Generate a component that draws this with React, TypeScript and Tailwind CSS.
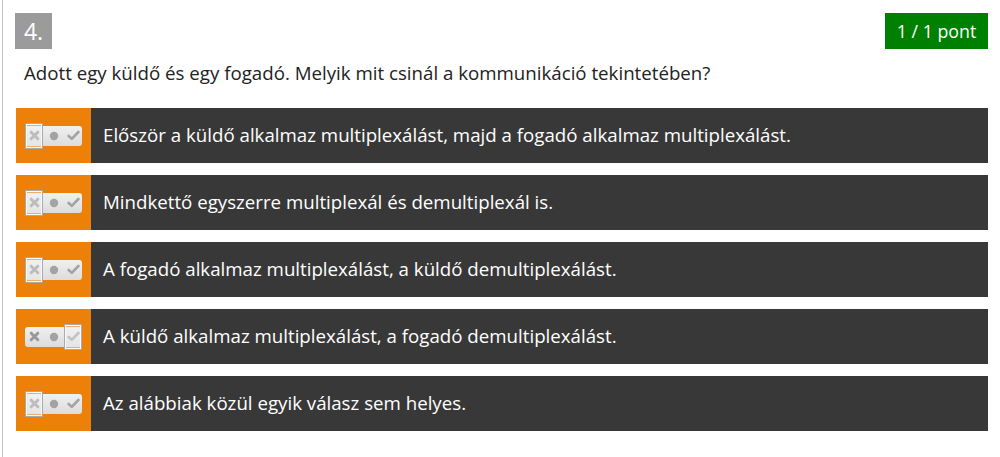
import React from 'react';

type Answer = { text: string; state: 'no' | 'yes' };

const answers: Answer[] = [
  { text: 'Először a küldő alkalmaz multiplexálást, majd a fogadó alkalmaz multiplexálást.', state: 'no' },
  { text: 'Mindkettő egyszerre multiplexál és demultiplexál is.', state: 'no' },
  { text: 'A fogadó alkalmaz multiplexálást, a küldő demultiplexálást.', state: 'no' },
  { text: 'A küldő alkalmaz multiplexálást, a fogadó demultiplexálást.', state: 'yes' },
  { text: 'Az alábbiak közül egyik válasz sem helyes.', state: 'no' },
];

function Cross() {
  return (
    <svg width="11" height="11" viewBox="0 0 11 11">
      <path d="M2.2 2.2 L8.8 8.8 M8.8 2.2 L2.2 8.8" stroke="#999" strokeWidth="3" strokeLinecap="round" />
    </svg>
  );
}

function Dot() {
  return (
    <svg width="10" height="10" viewBox="0 0 10 10">
      <circle cx="5" cy="5" r="4.2" fill="#a3a3a3" />
    </svg>
  );
}

function Check() {
  return (
    <svg width="13" height="11" viewBox="0 0 13 11">
      <path d="M1.6 6 L4.8 8.8 L11.4 2" stroke="#a3a3a3" strokeWidth="2.6" fill="none" strokeLinecap="round" strokeLinejoin="round" />
    </svg>
  );
}

function Toggle({ state }: { state: 'no' | 'yes' }) {
  return (
    <div className="relative w-[57px] h-[20px] rounded-[3px] bg-gradient-to-b from-[#f0f0f0] to-[#dcdcdc] flex items-center">
      <div className="w-[18px] flex justify-center"><Cross /></div>
      <div className="flex-1 flex justify-center"><Dot /></div>
      <div className="w-[18px] flex justify-center"><Check /></div>
      <div
        className={`absolute top-[-3px] h-[26px] w-[18px] border border-[#a9a9a9] bg-[#f2f2f2]/40 shadow-[inset_0_0_0_1px_#fafafa] ${state === 'no' ? 'left-0' : 'right-0'}`}
      />
    </div>
  );
}

export default function App() {
  return (
    <div className="min-h-[457px] w-[1000px] bg-white" style={{ fontFamily: '"Open Sans", "Noto Sans", sans-serif' }}>
      <div className="ml-[2px] min-h-[457px] border-l border-[#c4c4c4] pl-[13px] pr-[12px] pt-[13px]">
        <div className="flex items-center justify-between">
          <div className="ml-[-1px] w-[37px] h-[36px] bg-[#9b9b9b] text-white text-[23px] flex items-center justify-center">4.</div>
          <div className="w-[103px] h-[36px] bg-[#008000] text-white text-[17.8px] flex items-center justify-center">1 / 1 pont</div>
        </div>
        <p className="mt-[11px] pl-[8px] text-[18.7px] leading-[26px] text-[#222]">
          Adott egy küldő és egy fogadó. Melyik mit csinál a kommunikáció tekintetében?
        </p>
        <div className="mt-[22px] flex flex-col gap-[12px]">
          {answers.map((a) => (
            <div key={a.text} className="flex h-[55px]">
              <div className="w-[75px] bg-[#ec8008] flex items-center pl-[9px]">
                <Toggle state={a.state} />
              </div>
              <div className="flex-1 bg-[#383838] flex items-center pl-[12px] text-white text-[18.7px]">{a.text}</div>
            </div>
          ))}
        </div>
      </div>
    </div>
  );
}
.....
* **What is required**: Go through the lines above. Select every one that has the string "React".

* **Answer for this exercise**:
Generate a component that draws this with React, TypeScript and Tailwind CSS.
import React from 'react';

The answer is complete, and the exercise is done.